Siamo reduci da tre anni tribolati. Cosa auspicarci da quello appena inaugurato è quindi fin troppo facile da dire. Ma abbiamo da tempo smesso di confidare nelle «magnifiche sorti e progressive». E non riusciamo a illuderci che il nuovo anno d’incanto porti mirabolanti novità. Per escluderlo ci aiuta l’ironia del compianto Lucio Dalla, perché anche se lo dicesse la televisione (frase che ai più attempati ricorda l’autorevolezza un tempo tributata ai media), sappiamo già che non «sarà tre volte Natale», non «ci sarà da mangiare e luce tutto l'anno», e persino i muti resteranno muti. Però, e nonostante tutto, da questa pagina della Freccia più volte abbiamo incitato all’ottimismo. Non ce ne sottraiamo neppure all’inizio del 2023. L’ottimismo della   volontà, dell’impegno, del sacrificio congiunto all’entusiasmo. Insomma, anche se il futuro non sarà più quello di una volta, sulle pagine ancora da disegnare abbiamo il dovere di imprimere il nostro segno, per quanto piccolo sia.

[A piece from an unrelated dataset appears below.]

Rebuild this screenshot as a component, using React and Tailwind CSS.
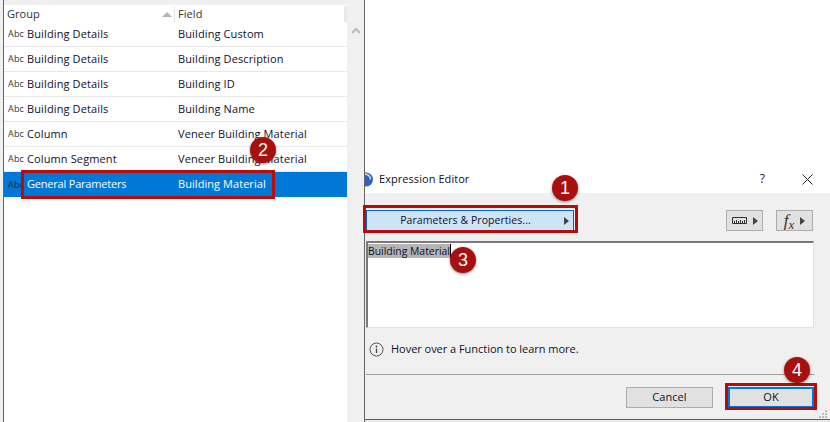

Lo dobbiamo fare con l’inchiostro della nostra vita mischiato con l’inchiostro altrui.  Scommettendo sulle nostre risorse e sul nostro talento, qualunque esso sia, e mettendoli a servizio non soltanto delle nostre legittime ambizioni, ma di tutti. Dobbiamo uscire dal ristretto guscio del nostro io, ed entrare in quel noi che non è spersonalizzazione, ma sublimazione della molteplicità. Appartenenza a una comunità che può espandersi, con generosità, fino a oltrepassare i confini di una famiglia, un rione, una città, una nazione.

 

Cento anni fa nasceva Italo Calvino. Ci sono pagine di Palomar, suo romanzo pubblicato 40 anni fa, che rimandano alla complessità della realtà e al tentativo spesso frustrato di una comprensione soddisfacente dei singoli elementi che la compongono. Persino di guardare il mondo essendone parte. Ma il fascino sta proprio in questo. C’è altro fuori da chi lo osserva, ma ogni io che guarda è parte di quel tutto. E ogni io è unico, composto da un differente universo di storie, legami, sensazioni, capacità, emozioni. Di “io” ne esistono miliardi e accanto tanto altro, che sopravviverà a loro. Molteplicità è appunto il titolo dell’ultima delle Lezioni americane di Calvino che si chiude con un sogno: «Magari fosse possibile un’opera concepita al di fuori del self, un’opera che ci permettesse d’uscire dalla prospettiva limitata d’un io individuale, non solo per entrare in altri io simili al nostro, ma per far parlare ciò che non ha parola, l’uccello che si posa sulla grondaia, l’albero in primavera e l’albero in autunno, la pietra, il cemento, la plastica [...]».

 

Il nostro augurio, il mio personale, quello della redazione della Freccia e dei colleghi ferrovieri è che quel sogno letterario si realizzi nella vita e ci sia e vi sia concesso di uscire, qualche volta, da quella “prospettiva limitata”. Per un 2023 ricco di viaggi, esperienze, contatti umani, storie da vivere e futuro da costruire.  Chiudo ricordando che i vostri viaggi, reali o immaginari, li potete raccontare per partecipare così al concorso letterario lanciato da Ferrovie dello Stato Italiane in collaborazione con il Salone del libro di Torino.  Su La Freccia di gennaio e qui su FSNews troverete tutte le informazioni di cui avete bisogno. Buon anno, quindi. Anche da leggere.  Insieme.